I saw John Harbaugh do a fascinating demonstration of trumpet acoustics. He took a clear pyrex cylinder and inserted a propane torch in one end. immediately a tone was produced, the tone having a wavelength equal to the length of the pipe. The flame obviously isn't buzzing or producing the pitch. The temperature differential between the flame and surrounding air creates vortices that provide the energy to excite the air in the tube and cause the production of the standing wave. Another interesting aspect of this experiment was that quickly AFTER the tone is heard, you can see the flame oscillating wildly in response to the standing wave. The sound comes first then the vibration of the flame. On the trumpet, do you buzz a note or do the lips buzz/vibrate in response to the standing wave?

I remember Mr. Adam often stating that the trumpet is static. It is a metal tube and unchanging. It is we who are dynamic and can change. If you try to muscle the horn to do your bidding you are engaged in a losing battle. We, as trumpet players, need to get "in phase" with the horn. This is one of the reasons for buzzing the leadpipe. The fundamental pitch of a mouthpiece by itself is around a high B or C. I can produce that fundamental pitch by blowing across the edge of the mouthpiece's stem, or backbore, in a manner like producing a tone on a coke bottle. Though buzzing the mouthpiece does have some pedagogical value, it can create unneccessary tension in a trumpet player as the player is trying to make each note with the lips rather than simply allow the horn to resonate on the given pitch.
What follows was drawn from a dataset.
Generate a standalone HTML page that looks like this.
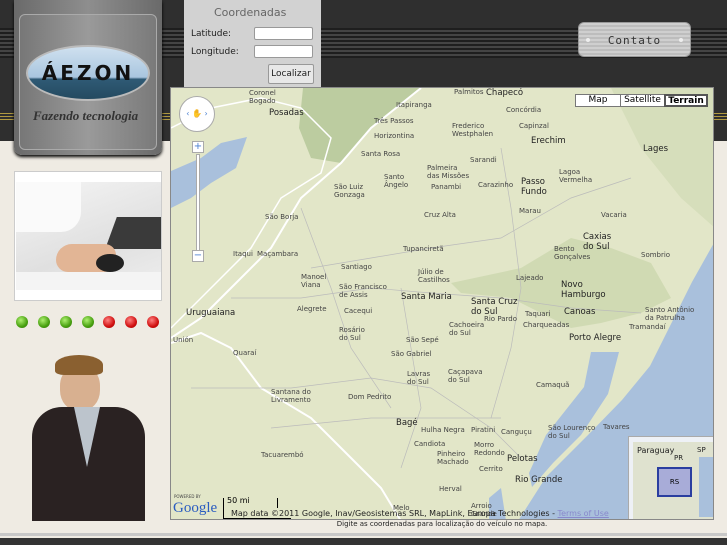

By adding the leadpipe, you create a tube with a lengh long enough for a pitch approximately F in the treble staff. A much more comfortable place to start. than where the mouthpiece resonates. By producing a resonant buzz on the leadpipe, you "get in phase" with the instrument, adjusting to it's resistance, etc. Often, I will start by just blowing air through the mouthpiece then add the leadpipe, hearing the note speak as soon as the mouthpiece is engaged, or buzz the leadpipe then pull it away from the mouthpiece and listen to the non-buzzing but energized stream of air coming out the mouthpiece stem.

The bottom line is that we are using our air as the energizing force to get the horn to resonate freely.
Mark also posted something similar at TPIN where he gives another good example:
In a later clinic, trumpeter Charley Davis stated that he was part of a study where a miniature camera was mounted within a mouthpiece to record lip action. The activity observed with the flame could be seen in Charley's lips. They never touched or buzzed and the vibrating of the lips was a result of the standing wave generated within the horn.

I think that getting rid of the idea that the vibration comes from the lips is an important step towards playing with a rich, resonant sound. As a bonus, without fighting the horn you will find that playing is much easier, because in a fight the metal will always win.